Agrawal, Arun. Environmentality: Technologies of Government and the Making of Subjects. Durham: Duke UP, 2005. Print.

Agrawal, Arun. “The Regulatory Community: Decentralization and the Environment in the Van Panchayats (Forest Councils) of Kumaon, India.” Mountain Research and Development August 2011: 208-211. 5 November 2010. <www-personal.umich.edu/.../papers/The%20Regulatory%20Community.pdf>

Guha, Ramachandra. "Saboteurs in the Forest." Everyday Forms of Peasant Resistance. Ed. Forrest D. Colburn. Armonk, NY: M.E. Sharpe, 1989. Print.

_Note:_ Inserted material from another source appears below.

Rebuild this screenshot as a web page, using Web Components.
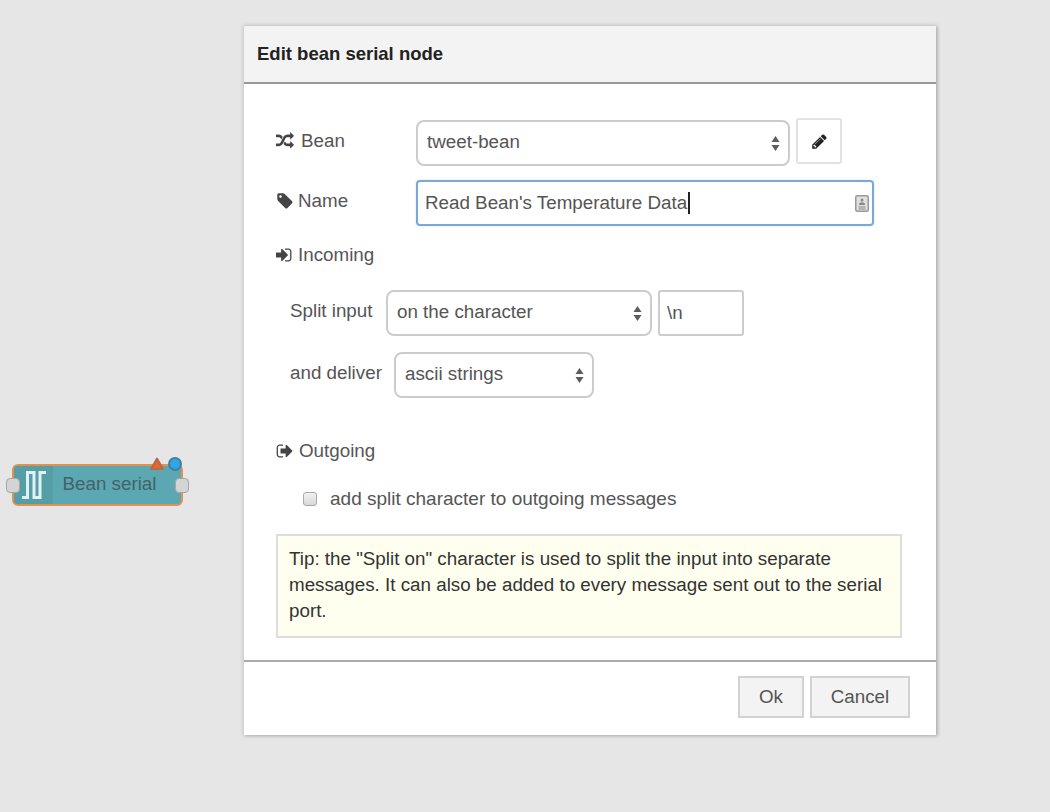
<!DOCTYPE html>
<html>
<head>
<meta charset="utf-8">
<title>Edit bean serial node</title>
<style>
  html, body { margin: 0; height: 100%; }
  body {
    background: #e6e6e6;
    font-family: "Liberation Sans", Arial, sans-serif;
    color: #555;
    overflow: hidden;
    padding: 26px 0 0 244px;
    box-sizing: border-box;
    height: 812px;
  }
</style>
</head>
<body>
<bean-node label="Bean serial"></bean-node>

<edit-dialog heading="Edit bean serial node">
  <form-row>
    <row-label slot="label" icon="random" iw="25" width="140">Bean</row-label>
    <fake-select width="374">tweet-bean</fake-select>
    <icon-button></icon-button>
  </form-row>
  <form-row style="margin-top:14px">
    <row-label slot="label" icon="tag" iw="22" width="140">Name</row-label>
    <text-field width="458" focused caret book>Read Bean's Temperature Data</text-field>
  </form-row>
  <row-label block icon="sign-in" iw="22" style="margin-top:17px">Incoming</row-label>
  <form-row indent style="margin-top:23px">
    <row-label slot="label" width="96">Split input</row-label>
    <fake-select width="266">on the character</fake-select>
    <text-field width="86">\n</text-field>
  </form-row>
  <form-row indent style="margin-top:16px">
    <row-label slot="label" width="104">and deliver</row-label>
    <fake-select width="200">ascii strings</fake-select>
  </form-row>
  <row-label block icon="sign-out" iw="23" style="margin-top:41px">Outgoing</row-label>
  <check-row style="margin-top:24px">add split character to outgoing messages</check-row>
  <tip-box style="margin-top:23px">Tip: the "Split on" character is used to split the input into separate messages. It can also be added to every message sent out to the serial port.</tip-box>
  <dlg-button slot="footer" width="66">Ok</dlg-button>
  <dlg-button slot="footer" width="100">Cancel</dlg-button>
</edit-dialog>

<script>
const FONT_SIZE = "18.8px";

const ICONS = {
	random: "M666 481q-60 92-137 273-22-45-37-72.5t-40.5-63.5-51-56.5-63-35-81.5-14.5h-224q-14 0-23-9t-9-23v-192q0-14 9-23t23-9h224q250 0 410 225zm1126 799q0 14-9 23l-320 320q-9 9-23 9-13 0-22.5-9.5t-9.5-22.5v-192q-32 0-85 .5t-81 1-73-1-71-5-64-10.5-63-18.5-58-28.5-59-40-55-53.5-56-69.5q59-93 136-273 22 45 37 72.5t40.5 63.5 51 56.5 63 35 81.5 14.5h256v-192q0-14 9-23t23-9q12 0 24 10l319 319q9 9 9 23zm0-896q0 14-9 23l-320 320q-9 9-23 9-13 0-22.5-9.5t-9.5-22.5v-192h-256q-48 0-87 15t-69 45-51 61.5-45 77.5q-32 62-78 171-29 66-49.5 111t-54 105-64 100-74 83-90 68.5-106.5 42-128 16.5h-224q-14 0-23-9t-9-23v-192q0-14 9-23t23-9h224q48 0 87-15t69-45 51-61.5 45-77.5q32-62 78-171 29-66 49.5-111t54-105 64-100 74-83 90-68.5 106.5-42 128-16.5h256v-192q0-14 9-23t23-9q12 0 24 10l319 319q9 9 9 23z",
	tag: "M576 448q0-53-37.5-90.5t-90.5-37.5-90.5 37.5-37.5 90.5 37.5 90.5 90.5 37.5 90.5-37.5 37.5-90.5zm1067 576q0 53-37 90l-491 492q-39 37-91 37-53 0-90-37l-715-716q-38-37-64.5-101t-26.5-117v-416q0-52 38-90t90-38h416q53 0 117 26.5t102 64.5l715 714q37 39 37 91z",
	"sign-in": "M1184 896q0 26-19 45l-544 544q-19 19-45 19t-45-19-19-45v-288h-448q-26 0-45-19t-19-45v-384q0-26 19-45t45-19h448v-288q0-26 19-45t45-19 45 19l544 544q19 19 19 45zm352-352v704q0 119-84.5 203.5t-203.5 84.5h-320q-13 0-22.5-9.5t-9.5-22.5q0-4-1-20t-.5-26.5 3-23.5 10-19.5 20.5-6.5h320q66 0 113-47t47-113v-704q0-66-47-113t-113-47h-312l-11.5-1-11.5-3-8-5.5-7-9-2-13.5q0-4-1-20t-.5-26.5 3-23.5 10-19.5 20.5-6.5h320q119 0 203.5 84.5t84.5 203.5z",
	"sign-out": "M704 1440q0 4 1 20t.5 26.5-3 23.5-10 19.5-20.5 6.5h-320q-119 0-203.5-84.5t-84.5-203.5v-704q0-119 84.5-203.5t203.5-84.5h320q13 0 22.5 9.5t9.5 22.5q0 4 1 20t.5 26.5-3 23.5-10 19.5-20.5 6.5h-320q-66 0-113 47t-47 113v704q0 66 47 113t113 47h312l11.5 1 11.5 3 8 5.5 7 9 2 13.5zm928-544q0 26-19 45l-544 544q-19 19-45 19t-45-19-19-45v-288h-448q-26 0-45-19t-19-45v-384q0-26 19-45t45-19h448v-288q0-26 19-45t45-19 45 19l544 544q19 19 19 45z",
	pencil: "M491 1536l91-91-235-235-91 91v107h128v128h107zm523-928q0-22-22-22-10 0-17 7l-542 542q-7 7-7 17 0 22 22 22 10 0 17-7l542-542q7-7 7-17zm-54-192l416 416-832 832h-416v-416zm683 96q0 53-37 90l-166 166-416-416 166-165q36-38 90-38 53 0 91 38l235 234q37 39 37 91z",
};

const faIcon = (name, size, color) =>
	`<svg width="${size}" height="${size}" viewBox="0 0 1792 1792" fill="${color}" aria-hidden="true"><path d="${ICONS[name]}"/></svg>`;

// base class, just saves repeating attachShadow everywhere
class ShadowEl extends HTMLElement {
	constructor() {
		super();
		this.attachShadow({ mode: "open" });
	}
}

class BeanNode extends ShadowEl {
	connectedCallback() {
		const label = this.getAttribute("label");
		this.shadowRoot.innerHTML = `
      <style>
        :host{ position:absolute; left:6px; top:457px; width:183px; height:50px; display:block; }
        .body{
          position:absolute; left:6px; top:7px; width:171px; height:42px; box-sizing:border-box;
          background:#5ba8b2; border:2.5px solid #e2924c; border-radius:6px; overflow:hidden;
          display:flex; align-items:center;
        }
        .ico{ width:39px; height:100%; background:#559ea6; display:flex; align-items:center; justify-content:center; flex:none; }
        .txt{ flex:1; text-align:center; font-size:${FONT_SIZE}; color:#44626a; padding-bottom:2px; padding-right:15px; white-space:nowrap; }
        .port{ position:absolute; top:21px; width:14px; height:15px; background:#d4d4d4; border:1px solid #a6a6a6; border-radius:4px; box-sizing:border-box; }
        .port.l{ left:0; }
        .port.r{ left:169px; }
        .warn{ position:absolute; left:144px; top:0; }
        .dot{ position:absolute; left:162px; top:0; width:14px; height:14px; box-sizing:border-box; border-radius:50%; background:#2ea6e8; border:2px solid #467f9c; }
      </style>
      <div class="body">
        <div class="ico">
          <svg width="24" height="28" viewBox="0 0 24 28" fill="none" stroke="#e4f1f2" stroke-width="3"><path d="M0 26.500H5.500V1.500H12V26.500H18V1.500H24"/></svg>
        </div>
        <div class="txt">${label}</div>
      </div>
      <div class="port l"></div>
      <div class="port r"></div>
      <svg class="warn" width="14" height="13" viewBox="0 0 14 13"><path d="M7 1.500L13 12H1Z" fill="#e2672c" stroke="#b9694a" stroke-width="2" stroke-linejoin="round"/></svg>
      <div class="dot"></div>
    `;
	}
}

class EditDialog extends ShadowEl {
	connectedCallback() {
		this.shadowRoot.innerHTML = `
      <style>
        :host{ display:block; width:692px; height:709px; background:#fff; box-shadow:0 0 4px 1px rgba(0,0,0,.14), 2px 1px 3px rgba(0,0,0,.14); }
        header{ height:58px; box-sizing:border-box; background:#f3f3f3; border-bottom:2px solid #999; padding:0 13px; display:flex; align-items:center; font-weight:700; font-size:18.5px; color:#222; }
        .main{ height:578px; box-sizing:border-box; padding:36px 32px 0; border-bottom:2px solid #aaa; }
        footer{ height:73px; box-sizing:border-box; padding:14px 26px 0 0; display:flex; justify-content:flex-end; gap:6px; }
      </style>
      <header>${this.getAttribute("heading")}</header>
      <div class="main"><slot></slot></div>
      <footer><slot name="footer"></slot></footer>
    `;
	}
}

class FormRow extends ShadowEl {
	connectedCallback() {
		this.shadowRoot.innerHTML = `
      <style>
        :host{ display:flex; align-items:flex-start; gap:6px; }
        :host([indent]){ padding-left:14px; }
      </style>
      <slot name="label"></slot>
      <slot></slot>
    `;
	}
}

class RowLabel extends ShadowEl {
	connectedCallback() {
		const icon = this.getAttribute("icon");
		const width = this.getAttribute("width");
		const iw = this.getAttribute("iw");
		// 46px tall to line up with the controls, label sits a bit above their centre
		this.shadowRoot.innerHTML = `
      <style>
        :host{ display:flex; align-items:center; font-size:${FONT_SIZE}; color:#555; flex:none; margin-right:-6px; height:46px; padding-bottom:4px; box-sizing:border-box; white-space:nowrap; ${width ? `width:${width}px;` : ""} }
        :host([block]){ height:24px; padding-bottom:0; margin-right:0; }
        .i{ flex:none; width:${iw}px; display:flex; }
      </style>
      ${icon ? `<span class="i">${faIcon(icon, 18, "#444")}</span>` : ""}<slot></slot>
    `;
	}
}

class FakeSelect extends ShadowEl {
	connectedCallback() {
		this.shadowRoot.innerHTML = `
      <style>
        :host{ display:flex; align-items:center; flex:none; width:${this.getAttribute("width")}px; height:46px; box-sizing:border-box; border:2px solid #ccc; border-radius:8px; background:#fff; padding:0 8px 0 9px; font-size:${FONT_SIZE}; color:#555; justify-content:space-between; }
        span{ padding-bottom:2px; }
        svg{ flex:none; }
      </style>
      <span><slot></slot></span>
      <svg width="9" height="17" viewBox="0 0 9 17" fill="#5c5c5c"><path d="M4.500 1L8.500 7H.5Z"/><path d="M4.500 16L8.500 10H.5Z"/></svg>
    `;
	}
}

class TextField extends ShadowEl {
	connectedCallback() {
		const caret = this.hasAttribute("caret") ? `<i></i>` : "";
		const book = this.hasAttribute("book")
			? `<svg class="book" width="14" height="17" viewBox="0 0 14 17"><rect x="0.750" y="0.750" width="12.500" height="15.500" rx="1.500" fill="#e0e0e0" stroke="#999" stroke-width="1.500"/><path d="M7 3.500a1.500 1.500 0 1 1 0 3 1.500 1.500 0 1 1 0-3zM4 10c0-2 1-2.800 3-2.800s3 .8 3 2.800zM3.500 11.500h7v1h-7zM3.500 13.500h7v1h-7z" fill="#888"/></svg>`
			: "";
		this.shadowRoot.innerHTML = `
      <style>
        :host{ display:flex; align-items:center; flex:none; width:${this.getAttribute("width")}px; height:46px; box-sizing:border-box; border:2px solid #ccc; border-radius:3px; background:#fff; padding:0 3px 0 7px; font-size:${FONT_SIZE}; color:#555; }
        :host([focused]){ border-color:#7aa8dc; border-radius:4px; box-shadow:0 0 3px rgba(122,168,220,.3); }
        i{ display:inline-block; width:1.5px; height:22px; background:#222; margin-left:1px; }
        .book{ margin-left:auto; flex:none; }
      </style>
      <span><slot></slot></span>${caret}${book}
    `;
	}
}

class IconButton extends ShadowEl {
	connectedCallback() {
		this.shadowRoot.innerHTML = `
      <style>
        :host{ display:flex; align-items:center; justify-content:center; flex:none; width:46px; height:46px; box-sizing:border-box; border:2px solid #e2e2e2; border-radius:3px; background:#fff; margin-top:-2px; }
      </style>
      ${faIcon("pencil", 17, "#222")}
    `;
	}
}

class CheckRow extends ShadowEl {
	connectedCallback() {
		this.shadowRoot.innerHTML = `
      <style>
        :host{ display:flex; align-items:center; height:24px; padding-left:27px; font-size:19px; color:#555; white-space:nowrap; }
        .box{ width:14px; height:14px; box-sizing:border-box; border:1px solid #aaa; border-radius:3px; background:linear-gradient(#f2f2f2,#d8d8d8); margin-right:13px; flex:none; }
      </style>
      <div class="box"></div><slot></slot>
    `;
	}
}

class TipBox extends ShadowEl {
	connectedCallback() {
		this.shadowRoot.innerHTML = `
      <style>
        :host{ display:block; box-sizing:border-box; height:104px; width:626px; background:#ffffef; border:2px solid #ddd; padding:10px 11px; font-size:${FONT_SIZE}; line-height:26px; color:#333; }
      </style>
      <slot></slot>
    `;
	}
}

class DlgButton extends ShadowEl {
	connectedCallback() {
		this.shadowRoot.innerHTML = `
      <style>
        :host{ display:flex; align-items:center; justify-content:center; width:${this.getAttribute("width")}px; height:42px; box-sizing:border-box; border:2px solid #d2d2d2; background:#f3f3f3; font-size:${FONT_SIZE}; color:#555; }
      </style>
      <slot></slot>
    `;
	}
}

customElements.define("bean-node", BeanNode);
customElements.define("edit-dialog", EditDialog);
customElements.define("form-row", FormRow);
customElements.define("row-label", RowLabel);
customElements.define("fake-select", FakeSelect);
customElements.define("text-field", TextField);
customElements.define("icon-button", IconButton);
customElements.define("check-row", CheckRow);
customElements.define("tip-box", TipBox);
customElements.define("dlg-button", DlgButton);
</script>
</body>
</html>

Guha, Ramachandra. "Democracy in the Forest." How Much Should a Person Consume?: Environmentalism in India and the United States. Berkeley, CA: University of California, 2006. Print.

Additional Notes

Although sources refer to the campaign as the ‘Forest Movement of 1921,’ villager resistance to the colonial British state’s regulation of the environment began as early as 1916. The campaign against forest regulations occurred simultaneous to an anti-(forced)labor campaign, and the two drew energy from each other.